Over 90% of enterprises have already embarked on digital transformation ‒ the
transition to more data-centric business models. While IT organizations will maintain a
number of legacy workloads when they make this transition, they will also be adding many
more next-generation applications that are being developed and deployed specifically to meet
the requirements of the new digital era. Big data analytics applications leveraging
artificial intelligence (AI) will drive better business insights, fueled by the massive
amounts of data that enterprises will be collecting from their products and services,
employees, internal operations, and partners going forward. The massive amounts of data
required, delivered with an increasingly real-time orientation, demand performance,
availability, and scalability that legacy information technology (IT) infrastructure will be
hard pressed to meet.
AI is made up of a number of different workloads, each of which generates a different I/O
profile and has different storage requirements. To make the most effective use of AI-driven
big data analytics, enterprises will need to create an "end to end" AI strategy that is well
integrated across three different deployment models ‒ from edge to core datacenter to
cloud.

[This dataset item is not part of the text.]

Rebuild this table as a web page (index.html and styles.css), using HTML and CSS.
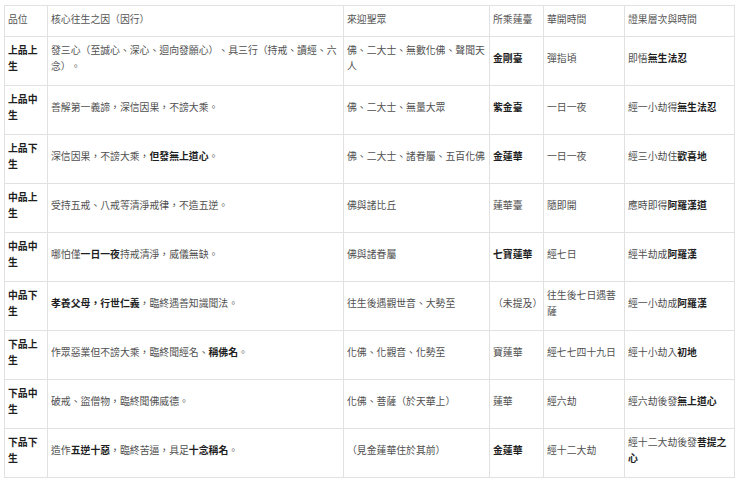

Because of the many new requirements of this hybrid, multicloud strategy, almost 70%
of IT organizations will be modernizing their IT infrastructure over the next two years. IDC
has released the "artificial intelligence plane" model to help customers better understand
how to create the right ecosystem to maximize the contribution AI-driven workloads deliver.
The underlying storage infrastructure is a key component in that model, and it is already
clear from end-user experiences over the past several years that legacy architectures will
generally not provide the right foundation for long-term AI success.